With cattle housed for winter, most farmers will find the daily workload settling in to a routine that mainly involves feeding and bedding.

Hopefully, with cattle indoors, there will be some time freed up to address the usual farm maintenance jobs that often get postponed.

While every farm will have differing priorities for maintenance, outlined are five jobs to consider this winter.

1 Hedge cutting

Many farmers will already have the hedges trimmed back. But where hedges still have to be cut, this is something to get on top of in the coming weeks.

When it comes to cutting hedges, do not overdo it with excessive trimming. Aim to trim hedges back so that visibility at road junctions is improved and to remove overhanging branches that impede road traffic.

For internal field hedges, trim any branches that can weaken or damage fencing. Light trimming will improve shelter in paddocks. Wider, taller hedges are also an environmental asset for the farm.

2 Fencing repairs

Once hedgerows have been trimmed, carry out fencing repairs as access will be greatly improved.

Replace old and damaged strands of wire or barb, or erect new fencing as necessary. Address any gaps, low wires or broken posts that could allow animals to break-out of paddocks next year.

3 Field gates

Carry out repairs to field gates that are no longer hanging properly and have become more difficult to open and close. The same applies to gates that cannot be securely barred into adjoining gateposts.
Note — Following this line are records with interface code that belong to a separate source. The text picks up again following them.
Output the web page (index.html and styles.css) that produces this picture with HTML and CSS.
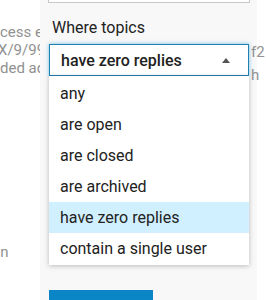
FILE: index.html
```html
<!DOCTYPE html>
<html lang="en">
<head>
    <meta charset="UTF-8">
    <meta name="viewport" content="width=device-width, initial-scale=1.0">
    <title>Topic filter</title>
    <link rel="stylesheet" href="styles.css">
</head>
<body>

    <!-- Page text behind the panel -->
    <div class="page-left">
        <div class="line">cess ex</div>
        <div class="line shift">X/9/99</div>
        <div class="line">ded ad</div>
        <div class="line line-low">nn</div>
    </div>

    <!-- Filter panel -->
    <div class="panel">
        <div class="field-top"></div>
        <label class="field-label">Where topics</label>
        <div class="select-wrap">
            <div class="select">
                <span class="select-value">have zero replies</span>
                <span class="caret"></span>
            </div>
            <ul class="options">
                <li>any</li>
                <li>are open</li>
                <li>are closed</li>
                <li>are archived</li>
                <li class="active">have zero replies</li>
                <li>contain a single user</li>
            </ul>
        </div>
        <button class="btn-primary" aria-label="Search"></button>
    </div>

    <div class="page-right">
        <div class="line">f2</div>
        <div class="line">h</div>
    </div>

</body>
</html>
```

FILE: styles.css
```css
body {
    font-family: Roboto, "Noto Sans", sans-serif;
    background: #fff;
    margin: 0;
    padding: 0;
    height: 300px;
    overflow: hidden;
    display: grid;
    grid-template-columns: 40px 217px 9px;
}

/* Seiten-Text links und rechts */
.page-left,
.page-right {
    color: #919191;
    font-size: 15px;
    line-height: 18px;
    white-space: nowrap;
    overflow: hidden;
}
.page-left {
    padding-top: 23px;
}
.page-left .shift {
    margin-left: -2px;
}
.page-left .line-low {
    margin-top: 166px;
    margin-left: -8px;
}
.page-right {
    overflow: visible;
    padding-top: 41px;
    line-height: 23px;
}
.page-right .line {
    margin-left: -6px;
}

/* Panel */
.panel {
    background: #f8f8f8;
    padding: 0 8px 0 9px;
    display: flex;
    flex-direction: column;
    align-items: flex-start;
}
.field-top {
    width: 200px;
    height: 2px;
    margin-left: -1px;
    background: #fff;
    border: 1px solid #c8c8c8;
    border-top: none;
}
.field-label {
    font-size: 16px;
    line-height: 19px;
    color: #222;
    margin: 15px 0 7px 3px;
}

.select-wrap {
    position: relative;
    width: 200px;
}
.select {
    box-sizing: border-box;
    height: 32px;
    background: #fff;
    border: 1px solid #1f80b2;
    box-shadow: 0 0 4px rgba(0, 136, 204, 0.55);
    display: flex;
    align-items: center;
    justify-content: space-between;
    padding: 0 18px 0 11px;
}
.select-value {
    font-size: 16px;
    font-weight: 500;
    color: #222;
}
.caret {
    width: 0;
    height: 0;
    border-left: 4.5px solid transparent;
    border-right: 4.5px solid transparent;
    border-bottom: 5px solid #555;
}

.options {
    position: absolute;
    top: 32px;
    left: 0;
    width: 200px;
    margin: 0;
    padding: 2px 0 1px;
    list-style: none;
    background: #fff;
    box-shadow: 0 1px 5px rgba(0, 0, 0, 0.25);
    z-index: 5;
}
.options li {
    height: 31px;
    line-height: 31px;
    padding-left: 11px;
    font-size: 16px;
    color: #222;
    white-space: nowrap;
}
.options li.active {
    background: #d1f0ff;
}

.btn-primary {
    margin-top: 214px;
    width: 104px;
    height: 10px;
    background: #0a85c6;
    border: none;
    padding: 0;
    cursor: pointer;
}
```
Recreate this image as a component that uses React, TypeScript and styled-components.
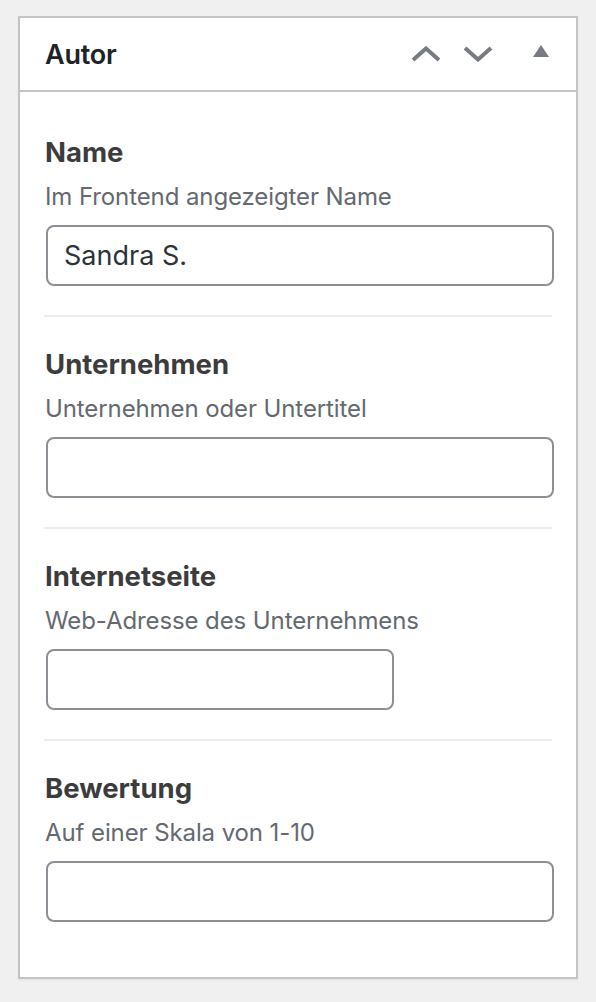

In some cases, it may be worth repositioning gates or changing the direction they open. This can make it much easier to move cattle from paddock to paddock or loading on to a trailer.

4 Water troughs

Leaking and damaged water troughs should also be repaired or replaced over winter. These jobs often get overlooked, especially during a busy spring when calving and lambing are in full swing.

5 Cleaning open drains

Where ground conditions are suitable, cleaning open drains around field boundaries will improve drainage. This will help remove surface water and improve stock carrying capacity next spring.